What is needed is an exact copy of the lines from the one containing "The picture is" to the one containing "const S = 2.412;", both lines included, and no other lines.

============

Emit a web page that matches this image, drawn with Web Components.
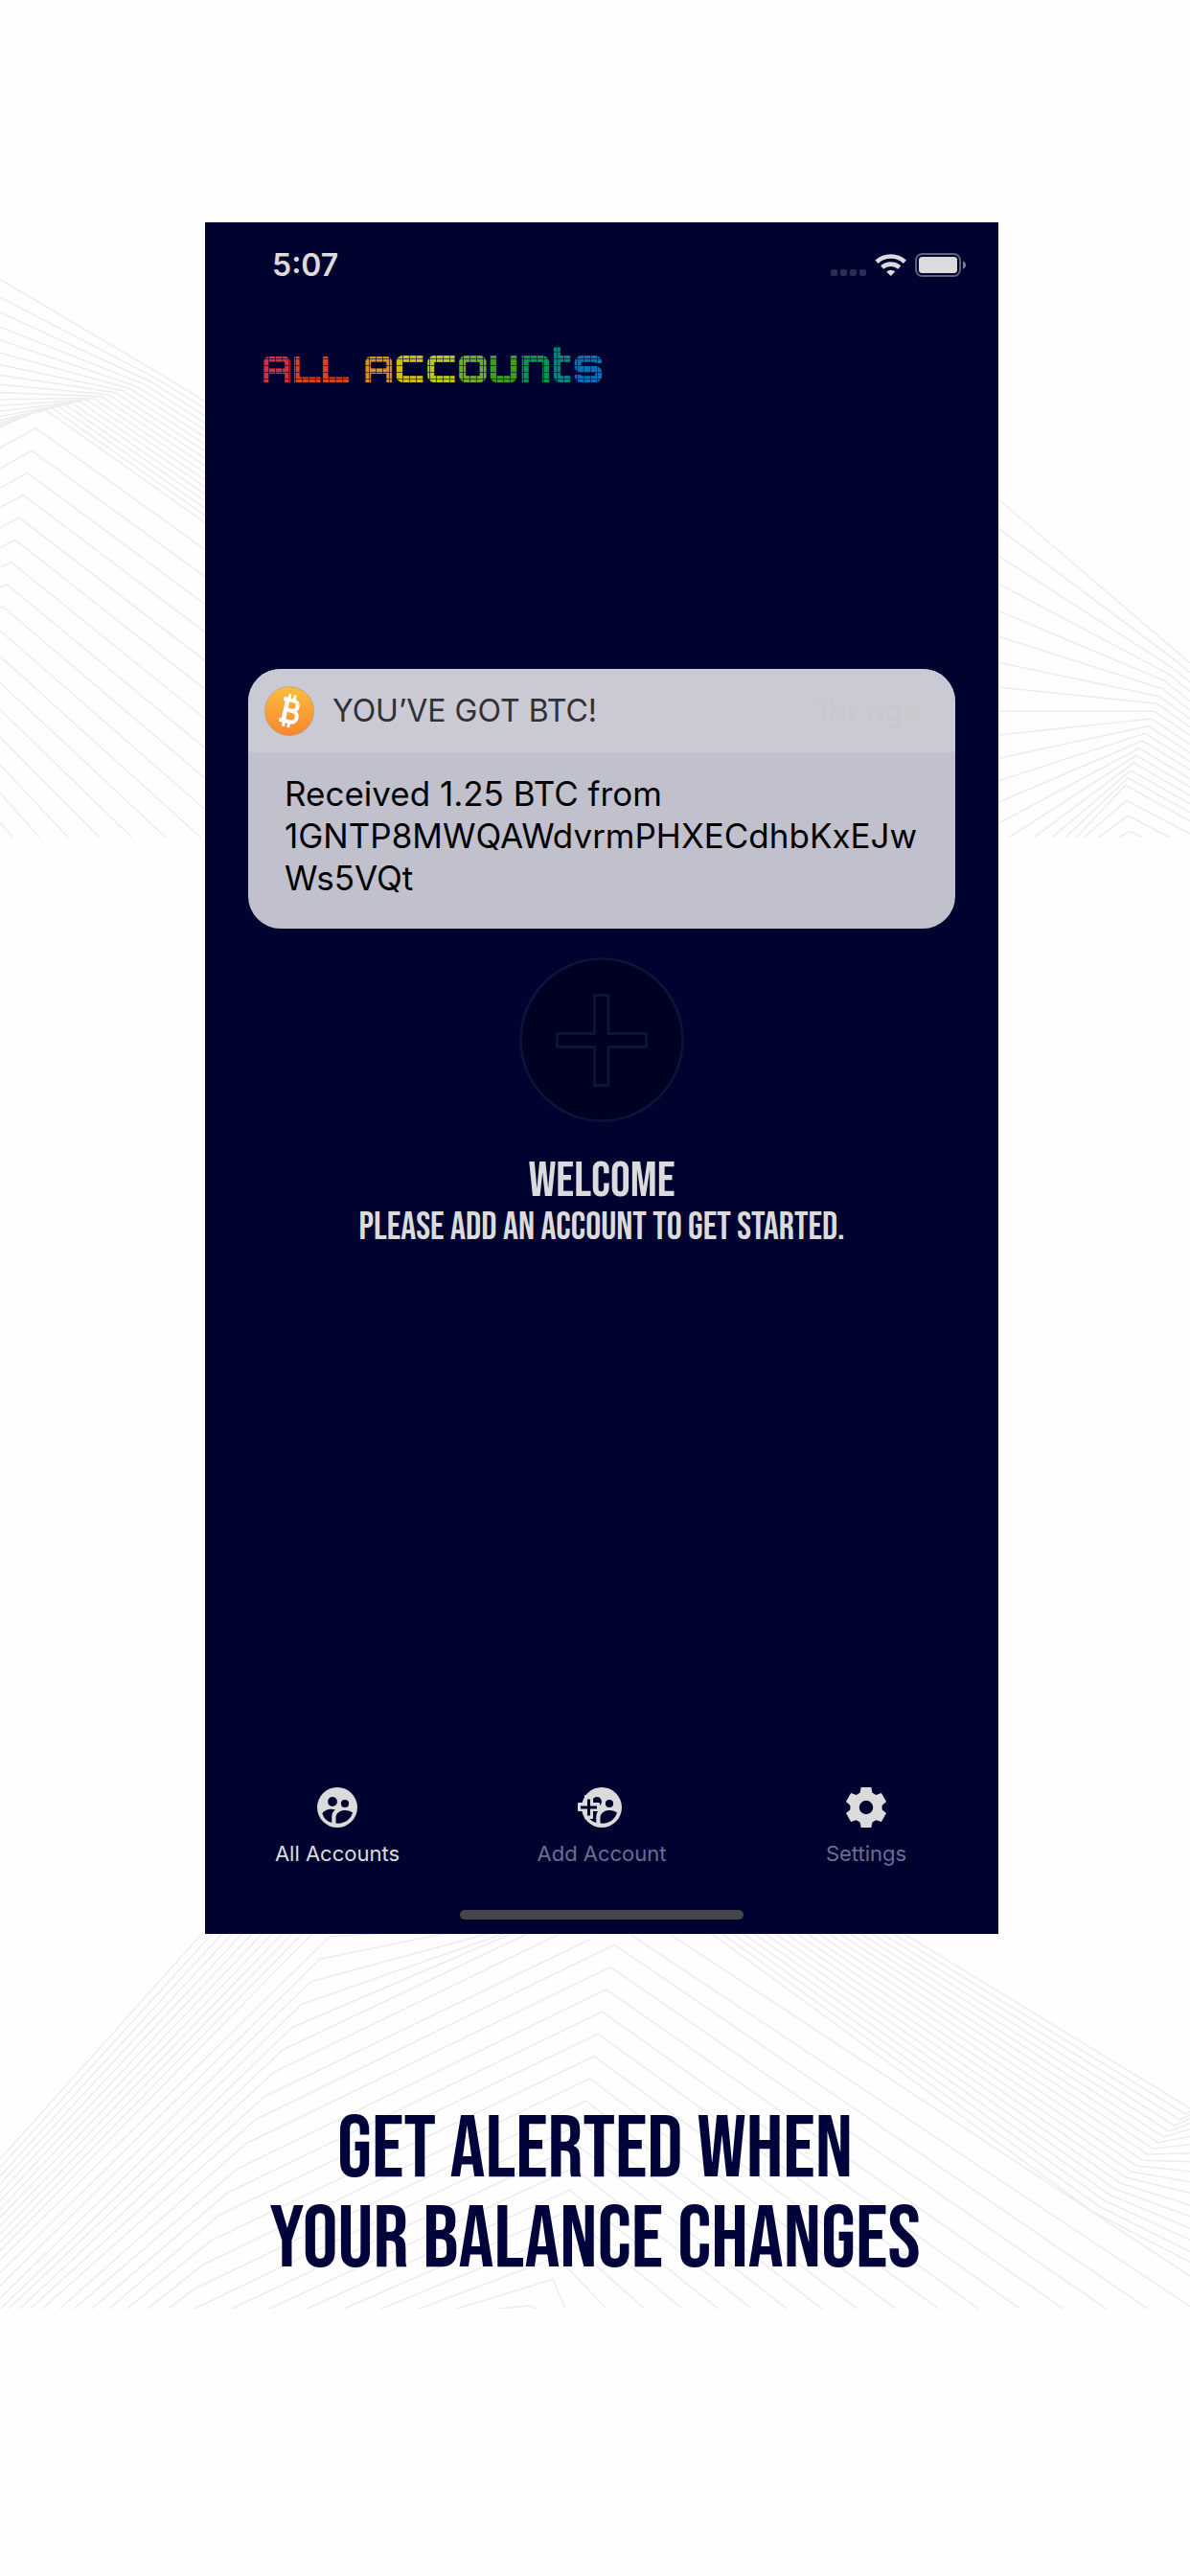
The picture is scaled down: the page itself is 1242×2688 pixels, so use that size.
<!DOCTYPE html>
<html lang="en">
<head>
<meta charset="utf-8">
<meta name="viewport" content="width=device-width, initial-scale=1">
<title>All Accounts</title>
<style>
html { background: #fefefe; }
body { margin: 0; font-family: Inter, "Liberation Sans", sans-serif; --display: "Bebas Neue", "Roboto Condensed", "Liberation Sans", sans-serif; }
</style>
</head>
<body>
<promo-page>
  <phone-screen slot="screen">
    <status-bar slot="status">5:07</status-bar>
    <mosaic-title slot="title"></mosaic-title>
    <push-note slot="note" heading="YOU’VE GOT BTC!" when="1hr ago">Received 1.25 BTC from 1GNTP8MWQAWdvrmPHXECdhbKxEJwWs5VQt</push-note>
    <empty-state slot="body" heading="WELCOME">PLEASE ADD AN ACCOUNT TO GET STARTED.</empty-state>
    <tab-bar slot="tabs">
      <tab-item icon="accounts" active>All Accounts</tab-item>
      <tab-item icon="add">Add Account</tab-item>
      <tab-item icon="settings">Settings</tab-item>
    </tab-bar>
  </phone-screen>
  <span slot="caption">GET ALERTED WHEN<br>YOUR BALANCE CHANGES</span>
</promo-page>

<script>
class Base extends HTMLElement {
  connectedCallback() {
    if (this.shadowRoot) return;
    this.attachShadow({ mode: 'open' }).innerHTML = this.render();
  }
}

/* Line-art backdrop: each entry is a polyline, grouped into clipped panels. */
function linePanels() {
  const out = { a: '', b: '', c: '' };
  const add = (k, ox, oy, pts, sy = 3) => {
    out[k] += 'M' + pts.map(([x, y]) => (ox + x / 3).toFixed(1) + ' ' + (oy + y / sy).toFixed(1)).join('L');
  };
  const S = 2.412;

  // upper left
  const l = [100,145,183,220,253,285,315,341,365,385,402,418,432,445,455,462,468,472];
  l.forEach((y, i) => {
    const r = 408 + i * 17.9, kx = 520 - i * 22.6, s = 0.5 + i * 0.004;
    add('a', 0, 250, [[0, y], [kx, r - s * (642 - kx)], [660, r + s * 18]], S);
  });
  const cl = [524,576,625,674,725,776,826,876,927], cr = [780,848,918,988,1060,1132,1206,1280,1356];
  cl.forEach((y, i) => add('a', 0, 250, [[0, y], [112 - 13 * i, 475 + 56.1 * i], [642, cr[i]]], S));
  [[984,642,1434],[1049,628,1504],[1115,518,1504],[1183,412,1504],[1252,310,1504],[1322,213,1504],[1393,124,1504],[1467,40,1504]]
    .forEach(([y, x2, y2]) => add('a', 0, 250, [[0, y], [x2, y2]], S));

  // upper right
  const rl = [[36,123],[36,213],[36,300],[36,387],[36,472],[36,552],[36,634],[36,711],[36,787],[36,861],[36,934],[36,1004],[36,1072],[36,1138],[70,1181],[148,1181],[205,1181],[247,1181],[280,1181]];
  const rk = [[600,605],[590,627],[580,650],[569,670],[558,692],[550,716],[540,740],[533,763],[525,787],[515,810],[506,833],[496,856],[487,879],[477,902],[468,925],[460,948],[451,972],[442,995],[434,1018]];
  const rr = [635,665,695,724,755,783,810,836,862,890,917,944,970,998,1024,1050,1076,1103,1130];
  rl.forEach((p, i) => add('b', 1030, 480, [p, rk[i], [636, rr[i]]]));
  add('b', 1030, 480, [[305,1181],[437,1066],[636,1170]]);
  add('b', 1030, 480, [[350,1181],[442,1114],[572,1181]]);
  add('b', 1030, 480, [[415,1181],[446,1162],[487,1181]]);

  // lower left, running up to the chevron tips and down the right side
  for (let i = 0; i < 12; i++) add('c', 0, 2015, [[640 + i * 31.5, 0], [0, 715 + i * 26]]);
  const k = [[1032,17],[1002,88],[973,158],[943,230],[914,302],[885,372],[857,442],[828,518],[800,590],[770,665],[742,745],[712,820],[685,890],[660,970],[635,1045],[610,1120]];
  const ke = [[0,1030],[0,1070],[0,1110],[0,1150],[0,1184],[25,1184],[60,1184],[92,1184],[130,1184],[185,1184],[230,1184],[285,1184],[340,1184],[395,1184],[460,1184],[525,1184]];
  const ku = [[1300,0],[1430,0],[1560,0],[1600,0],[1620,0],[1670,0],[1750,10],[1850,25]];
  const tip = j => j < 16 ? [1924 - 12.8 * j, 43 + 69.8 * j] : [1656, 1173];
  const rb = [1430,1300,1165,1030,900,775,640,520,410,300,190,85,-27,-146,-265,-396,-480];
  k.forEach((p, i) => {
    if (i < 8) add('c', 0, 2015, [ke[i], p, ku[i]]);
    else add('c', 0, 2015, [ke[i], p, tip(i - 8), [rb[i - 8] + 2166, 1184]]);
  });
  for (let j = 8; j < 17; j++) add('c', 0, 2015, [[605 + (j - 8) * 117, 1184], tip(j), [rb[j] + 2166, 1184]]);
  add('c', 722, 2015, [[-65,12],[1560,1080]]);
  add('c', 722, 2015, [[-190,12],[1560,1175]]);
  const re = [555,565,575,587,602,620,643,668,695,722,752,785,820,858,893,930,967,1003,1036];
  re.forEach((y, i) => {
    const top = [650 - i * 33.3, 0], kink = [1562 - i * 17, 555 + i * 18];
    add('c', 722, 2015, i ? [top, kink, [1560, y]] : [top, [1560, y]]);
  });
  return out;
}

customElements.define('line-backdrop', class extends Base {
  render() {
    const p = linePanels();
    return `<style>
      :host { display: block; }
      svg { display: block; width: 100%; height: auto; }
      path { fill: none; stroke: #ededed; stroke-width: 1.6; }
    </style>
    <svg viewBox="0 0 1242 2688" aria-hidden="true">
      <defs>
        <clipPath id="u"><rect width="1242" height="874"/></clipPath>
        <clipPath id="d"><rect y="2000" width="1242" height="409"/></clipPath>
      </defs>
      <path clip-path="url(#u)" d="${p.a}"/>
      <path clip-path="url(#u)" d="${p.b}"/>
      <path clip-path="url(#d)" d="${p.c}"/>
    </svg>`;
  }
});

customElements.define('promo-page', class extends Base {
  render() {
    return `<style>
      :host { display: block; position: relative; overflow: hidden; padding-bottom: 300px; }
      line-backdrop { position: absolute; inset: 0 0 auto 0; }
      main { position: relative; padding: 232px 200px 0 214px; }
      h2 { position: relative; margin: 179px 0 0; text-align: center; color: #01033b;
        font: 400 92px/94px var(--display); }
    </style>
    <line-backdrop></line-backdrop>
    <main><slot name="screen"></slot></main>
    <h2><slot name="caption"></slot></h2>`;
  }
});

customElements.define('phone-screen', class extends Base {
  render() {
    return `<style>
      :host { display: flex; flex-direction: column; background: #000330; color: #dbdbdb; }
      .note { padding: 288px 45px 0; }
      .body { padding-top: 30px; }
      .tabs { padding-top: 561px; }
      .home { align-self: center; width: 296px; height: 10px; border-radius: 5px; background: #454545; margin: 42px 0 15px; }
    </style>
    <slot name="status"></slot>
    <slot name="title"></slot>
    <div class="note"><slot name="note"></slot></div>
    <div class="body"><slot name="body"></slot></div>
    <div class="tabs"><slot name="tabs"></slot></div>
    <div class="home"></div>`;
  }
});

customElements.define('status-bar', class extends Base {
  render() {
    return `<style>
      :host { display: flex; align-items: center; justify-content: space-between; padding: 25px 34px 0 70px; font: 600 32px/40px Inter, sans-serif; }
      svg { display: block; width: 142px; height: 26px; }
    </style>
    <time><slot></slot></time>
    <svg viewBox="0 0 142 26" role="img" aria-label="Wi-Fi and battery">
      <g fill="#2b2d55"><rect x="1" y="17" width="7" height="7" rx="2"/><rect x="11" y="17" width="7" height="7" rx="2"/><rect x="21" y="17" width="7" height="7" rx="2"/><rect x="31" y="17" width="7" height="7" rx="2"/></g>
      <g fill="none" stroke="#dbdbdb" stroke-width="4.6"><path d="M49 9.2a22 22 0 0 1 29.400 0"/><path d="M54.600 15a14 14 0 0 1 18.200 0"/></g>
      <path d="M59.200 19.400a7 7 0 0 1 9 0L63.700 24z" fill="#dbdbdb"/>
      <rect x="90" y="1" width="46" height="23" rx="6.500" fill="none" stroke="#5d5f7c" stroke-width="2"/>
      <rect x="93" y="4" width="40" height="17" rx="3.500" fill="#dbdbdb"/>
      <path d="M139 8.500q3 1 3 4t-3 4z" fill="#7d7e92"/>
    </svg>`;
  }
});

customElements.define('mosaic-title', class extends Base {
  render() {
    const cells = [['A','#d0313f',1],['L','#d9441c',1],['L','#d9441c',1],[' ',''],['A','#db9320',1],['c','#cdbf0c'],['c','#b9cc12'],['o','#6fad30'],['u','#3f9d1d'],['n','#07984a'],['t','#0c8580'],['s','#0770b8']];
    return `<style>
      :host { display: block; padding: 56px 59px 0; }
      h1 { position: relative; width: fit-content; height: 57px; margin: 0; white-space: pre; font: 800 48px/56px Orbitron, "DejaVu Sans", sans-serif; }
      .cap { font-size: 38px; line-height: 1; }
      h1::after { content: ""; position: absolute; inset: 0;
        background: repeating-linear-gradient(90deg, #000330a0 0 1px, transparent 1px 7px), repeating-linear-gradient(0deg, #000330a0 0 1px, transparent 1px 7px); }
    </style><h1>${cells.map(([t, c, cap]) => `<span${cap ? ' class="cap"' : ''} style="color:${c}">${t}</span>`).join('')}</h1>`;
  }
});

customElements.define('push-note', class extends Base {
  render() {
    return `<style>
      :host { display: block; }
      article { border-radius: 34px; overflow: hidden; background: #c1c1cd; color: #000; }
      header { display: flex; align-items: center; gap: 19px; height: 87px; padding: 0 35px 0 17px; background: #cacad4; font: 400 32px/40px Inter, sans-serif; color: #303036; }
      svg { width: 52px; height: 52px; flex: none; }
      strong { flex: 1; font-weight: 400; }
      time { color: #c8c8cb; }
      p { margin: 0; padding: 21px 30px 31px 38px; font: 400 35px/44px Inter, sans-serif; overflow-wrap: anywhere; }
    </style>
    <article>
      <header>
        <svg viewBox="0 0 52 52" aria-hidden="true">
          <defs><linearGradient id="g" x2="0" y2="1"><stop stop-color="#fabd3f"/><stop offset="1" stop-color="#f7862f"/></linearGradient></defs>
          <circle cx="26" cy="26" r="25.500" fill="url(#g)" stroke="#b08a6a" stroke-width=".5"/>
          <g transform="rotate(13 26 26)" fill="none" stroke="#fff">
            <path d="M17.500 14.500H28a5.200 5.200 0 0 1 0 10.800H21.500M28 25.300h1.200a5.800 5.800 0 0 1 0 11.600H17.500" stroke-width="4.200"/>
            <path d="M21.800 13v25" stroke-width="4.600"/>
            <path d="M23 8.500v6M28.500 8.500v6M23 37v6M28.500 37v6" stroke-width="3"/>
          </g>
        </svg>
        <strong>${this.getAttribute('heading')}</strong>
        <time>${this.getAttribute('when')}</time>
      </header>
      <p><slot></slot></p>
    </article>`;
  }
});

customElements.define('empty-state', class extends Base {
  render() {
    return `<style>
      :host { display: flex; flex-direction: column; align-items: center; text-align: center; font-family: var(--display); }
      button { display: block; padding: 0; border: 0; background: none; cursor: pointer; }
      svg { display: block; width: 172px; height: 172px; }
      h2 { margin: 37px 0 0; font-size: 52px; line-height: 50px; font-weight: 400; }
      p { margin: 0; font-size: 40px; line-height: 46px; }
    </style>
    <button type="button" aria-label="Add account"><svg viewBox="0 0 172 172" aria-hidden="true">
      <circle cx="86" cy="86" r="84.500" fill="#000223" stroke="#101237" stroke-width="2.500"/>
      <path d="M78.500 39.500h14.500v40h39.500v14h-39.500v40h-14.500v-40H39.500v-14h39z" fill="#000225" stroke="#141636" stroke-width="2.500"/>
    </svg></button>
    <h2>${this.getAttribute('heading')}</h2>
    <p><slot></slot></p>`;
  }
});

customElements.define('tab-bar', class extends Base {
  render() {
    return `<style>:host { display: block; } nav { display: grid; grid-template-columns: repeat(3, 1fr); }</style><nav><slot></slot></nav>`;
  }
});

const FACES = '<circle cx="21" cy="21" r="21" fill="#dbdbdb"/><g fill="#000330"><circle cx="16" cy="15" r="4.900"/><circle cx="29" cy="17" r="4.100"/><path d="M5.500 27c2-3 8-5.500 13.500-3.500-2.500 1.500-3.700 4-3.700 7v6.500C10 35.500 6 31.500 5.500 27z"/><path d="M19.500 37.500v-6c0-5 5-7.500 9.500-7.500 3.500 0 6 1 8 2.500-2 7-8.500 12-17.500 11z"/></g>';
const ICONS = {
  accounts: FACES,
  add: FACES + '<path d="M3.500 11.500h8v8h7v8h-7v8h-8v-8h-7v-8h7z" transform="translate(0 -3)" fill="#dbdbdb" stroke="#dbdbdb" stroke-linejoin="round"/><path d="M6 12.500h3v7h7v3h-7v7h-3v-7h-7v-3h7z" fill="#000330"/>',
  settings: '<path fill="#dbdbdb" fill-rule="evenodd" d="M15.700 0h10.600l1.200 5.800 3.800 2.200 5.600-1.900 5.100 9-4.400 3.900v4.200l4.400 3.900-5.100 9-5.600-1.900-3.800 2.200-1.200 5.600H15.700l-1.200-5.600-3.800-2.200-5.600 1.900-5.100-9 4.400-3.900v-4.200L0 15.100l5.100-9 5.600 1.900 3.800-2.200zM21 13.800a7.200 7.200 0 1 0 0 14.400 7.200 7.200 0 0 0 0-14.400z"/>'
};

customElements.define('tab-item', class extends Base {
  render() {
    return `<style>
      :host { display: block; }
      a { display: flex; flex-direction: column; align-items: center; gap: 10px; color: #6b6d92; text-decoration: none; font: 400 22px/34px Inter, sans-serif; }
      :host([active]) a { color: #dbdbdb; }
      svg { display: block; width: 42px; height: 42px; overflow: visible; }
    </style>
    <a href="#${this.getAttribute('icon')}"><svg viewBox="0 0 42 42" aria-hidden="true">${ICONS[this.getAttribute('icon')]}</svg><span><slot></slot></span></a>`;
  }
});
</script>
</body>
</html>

============

• **Written response**:
The picture is scaled down: the page itself is 1242×2688 pixels, so use that size.
<!DOCTYPE html>
<html lang="en">
<head>
<meta charset="utf-8">
<meta name="viewport" content="width=device-width, initial-scale=1">
<title>All Accounts</title>
<style>
html { background: #fefefe; }
body { margin: 0; font-family: Inter, "Liberation Sans", sans-serif; --display: "Bebas Neue", "Roboto Condensed", "Liberation Sans", sans-serif; }
</style>
</head>
<body>
<promo-page>
  <phone-screen slot="screen">
    <status-bar slot="status">5:07</status-bar>
    <mosaic-title slot="title"></mosaic-title>
    <push-note slot="note" heading="YOU’VE GOT BTC!" when="1hr ago">Received 1.25 BTC from 1GNTP8MWQAWdvrmPHXECdhbKxEJwWs5VQt</push-note>
    <empty-state slot="body" heading="WELCOME">PLEASE ADD AN ACCOUNT TO GET STARTED.</empty-state>
    <tab-bar slot="tabs">
      <tab-item icon="accounts" active>All Accounts</tab-item>
      <tab-item icon="add">Add Account</tab-item>
      <tab-item icon="settings">Settings</tab-item>
    </tab-bar>
  </phone-screen>
  <span slot="caption">GET ALERTED WHEN<br>YOUR BALANCE CHANGES</span>
</promo-page>

<script>
class Base extends HTMLElement {
  connectedCallback() {
    if (this.shadowRoot) return;
    this.attachShadow({ mode: 'open' }).innerHTML = this.render();
  }
}

/* Line-art backdrop: each entry is a polyline, grouped into clipped panels. */
function linePanels() {
  const out = { a: '', b: '', c: '' };
  const add = (k, ox, oy, pts, sy = 3) => {
    out[k] += 'M' + pts.map(([x, y]) => (ox + x / 3).toFixed(1) + ' ' + (oy + y / sy).toFixed(1)).join('L');
  };
  const S = 2.412;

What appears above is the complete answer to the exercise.